What does UNBOUNDED PRECEDING mean in window functions?

sales (id, amount, sale_date)

**difficulty: ** hard

Answer 28

It refers to the start of the window, including all rows before the current one.

To create a cumulative sum with UNBOUNDED PRECEDING:

SELECT id, amount, 
       SUM(amount) OVER (ORDER BY sale_date ROWS BETWEEN UNBOUNDED PRECEDING AND CURRENT ROW) AS cumulative_sales
FROM sales;

Question 29

How does PARTITION BY work in SQL window functions?

Table: sales (id, amount, sale_date, region)

**difficulty: ** medium

Answer 29

PARTITION BY divides data into partitions to apply window functions separately to each group.

SELECT region, id, amount, 
       RANK() OVER (PARTITION BY region ORDER BY amount DESC) AS region_rank
FROM sales;

Question 30

What is the difference between RANGE and ROWS in windowing?

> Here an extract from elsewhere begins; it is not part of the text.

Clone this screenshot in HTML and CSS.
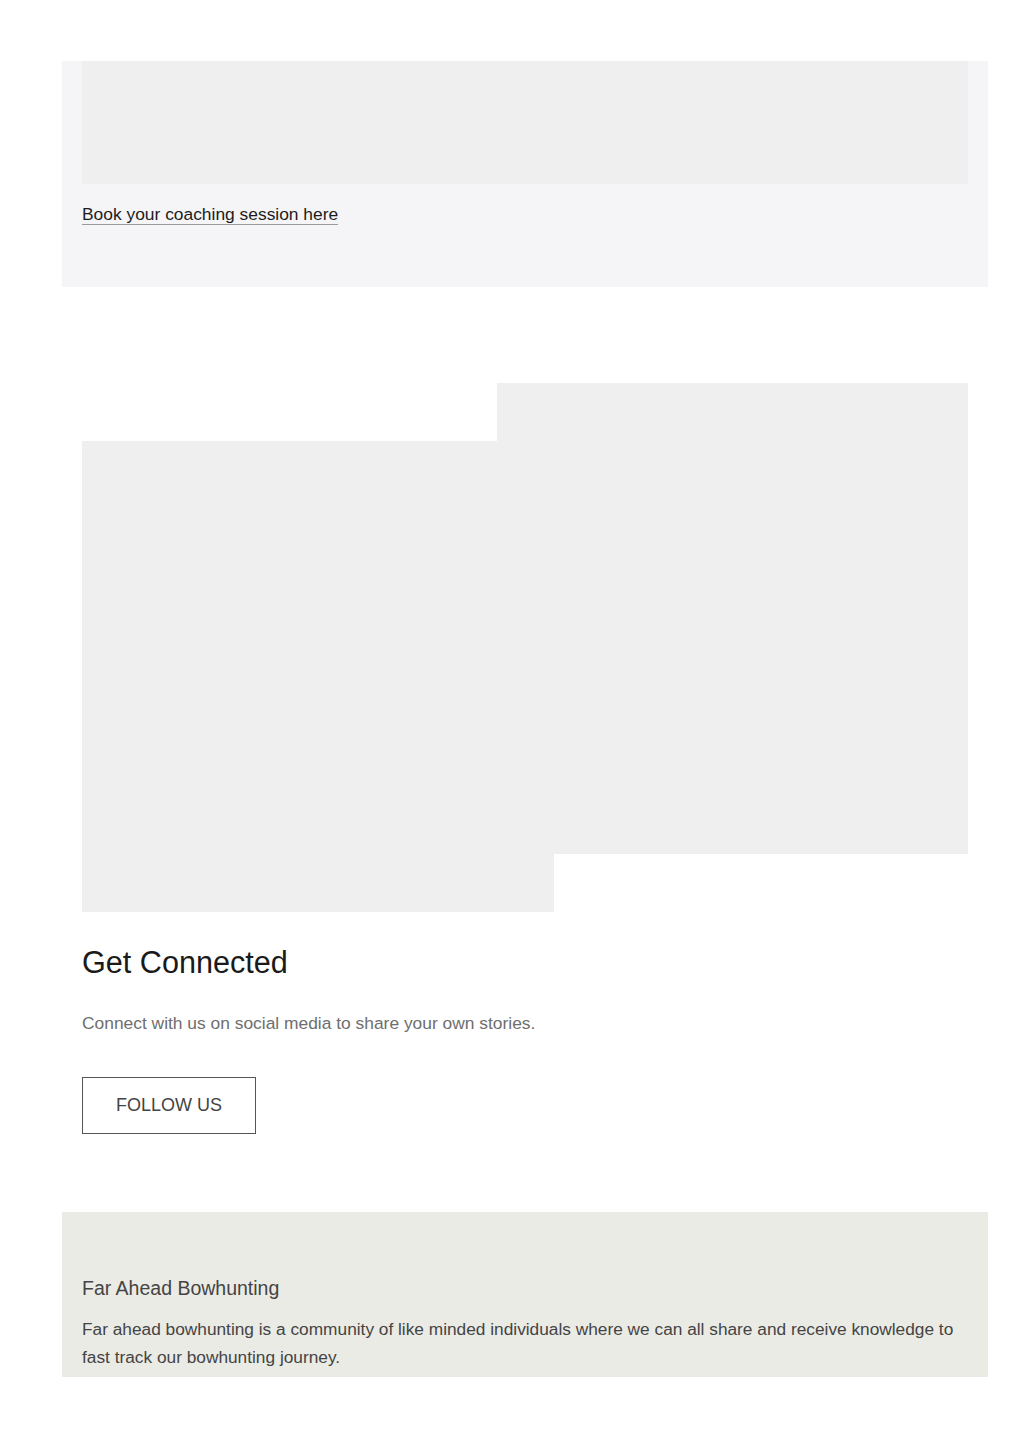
FILE: index.html
```html
<!DOCTYPE html>
<html lang="en">
<head>
<meta charset="utf-8">
<title>Far Ahead Bowhunting</title>
<link rel="stylesheet" href="styles.css">
</head>
<body>
<main class="page">
  <section class="coach-card">
    <div class="coach-image"></div>
    <p class="coach-link-row"><a class="coach-link" href="#">Book your coaching session here</a></p>
  </section>

  <section class="connect">
    <div class="collage">
      <div class="collage-img collage-left"></div>
      <div class="collage-img collage-right"></div>
    </div>
    <h2 class="connect-title">Get Connected</h2>
    <p class="connect-text">Connect with us on social media to share your own stories.</p>
    <a class="follow-btn" href="#">FOLLOW US</a>
  </section>

  <footer class="footer">
    <h3 class="footer-title">Far Ahead Bowhunting</h3>
    <p class="footer-text">Far ahead bowhunting is a community of like minded individuals where we can all share and receive knowledge to fast track our bowhunting journey.</p>
  </footer>
</main>
</body>
</html>
```

FILE: styles.css
```css
* { box-sizing: border-box; }
html, body { margin: 0; padding: 0; background: #ffffff; }
body {
  font-family: "Liberation Sans", Arial, Helvetica, sans-serif;
  color: #1c1c1c;
}
.page {
  padding-top: 61px;
  padding-left: 62px;
  width: 988px;
}
.coach-card {
  background: #f5f5f7;
  height: 226px;
  padding: 0 20px;
}
.coach-image {
  height: 123px;
  background: #efefef;
}
.coach-link-row {
  margin: 0;
  padding-top: 19px;
  font-size: 17.4px;
  line-height: 22px;
}
.coach-link {
  color: #1c1c1c;
  text-decoration: none;
  border-bottom: 1px solid #9a9a9a;
}
.connect {
  padding: 96px 20px 0;
}
.collage {
  display: grid;
  grid-template-columns: 415px 57px 414px;
  grid-template-rows: 58px 413px 58px;
}
.collage-img { background: #efefef; }
.collage-left { grid-column: 1 / 3; grid-row: 2 / 4; }
.collage-right { grid-column: 2 / 4; grid-row: 1 / 3; }
.connect-title {
  margin: 32px 0 0;
  font-weight: 400;
  font-size: 30.6px;
  line-height: 36px;
  color: #1a1a1a;
}
.connect-text {
  margin: 31px 0 0;
  font-size: 17.4px;
  line-height: 24px;
  color: #6e6e6e;
}
.follow-btn {
  display: inline-flex;
  align-items: center;
  justify-content: center;
  margin-top: 42px;
  width: 174px;
  height: 57px;
  border: 1px solid #555555;
  color: #444444;
  font-size: 18px;
  text-decoration: none;
}
.footer {
  margin-top: 78px;
  background: #ebebe6;
  height: 165px;
  padding: 63px 20px 0;
}
.footer-title {
  margin: 0;
  font-weight: 400;
  font-size: 19.5px;
  line-height: 26px;
  color: #444444;
}
.footer-text {
  margin: 14px 0 0;
  font-size: 17.3px;
  line-height: 28px;
  color: #444444;
}
```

Table: sales (id, amount, sale_date)

**difficulty: ** hard

Answer 30

ROWS operates on a physical set of rows (e.g., current and previous).
RANGE operates on a logical range of values (e.g., same amount).

– Using ROWS

SELECT id, amount, 
       SUM(amount) OVER (ORDER BY sale_date ROWS BETWEEN 1 PRECEDING AND CURRENT ROW) AS moving_sum
FROM sales;

– Using RANGE

SELECT id, amount, 
       SUM(amount) OVER (ORDER BY sale_date RANGE BETWEEN INTERVAL 1 DAY PRECEDING AND CURRENT ROW) AS moving_sum
FROM sales;

Question 31

How do FIRST_VALUE() and LAST_VALUE() work in SQL?

Table: sales (id, amount, sale_date)

**difficulty: ** medium

Answer 31

FIRST_VALUE() returns the first value in a window; LAST_VALUE() returns the last value.

SELECT id, amount, sale_date, 
       FIRST_VALUE(amount) OVER (ORDER BY sale_date) AS first_sale,
       LAST_VALUE(amount) OVER (ORDER BY sale_date ROWS BETWEEN CURRENT ROW AND UNBOUNDED FOLLOWING) AS last_sale
FROM sales;

Question 32

How do you calculate a moving average in SQL using window functions?

Table: sales (id, amount, sale_date)

**difficulty: ** hard

Answer 32

Use AVG() over a window frame to calculate a moving average.

– 3-day moving average

SELECT id, amount, sale_date, 
       AVG(amount) OVER (ORDER BY sale_date ROWS BETWEEN 2 PRECEDING AND CURRENT ROW) AS moving_avg
FROM sales;

Question 33

How can you calculate percentiles with SQL window functions?

**difficulty: ** medium

Answer 33

Use PERCENT_RANK() or CUME_DIST() to calculate percentile rankings.

SELECT id, amount, 
       PERCENT_RANK() OVER (ORDER BY amount) AS percent_rank,
       CUME_DIST() OVER (ORDER BY amount) AS cumulative_dist
FROM sales;

Question 34

What is the QUALIFY statement in SQL, and how is it used?

sales (id, amount, sale_date)

**difficulty: ** medium

Answer 34

The QUALIFY statement is used to filter rows after applying window functions, simplifying complex filtering logic.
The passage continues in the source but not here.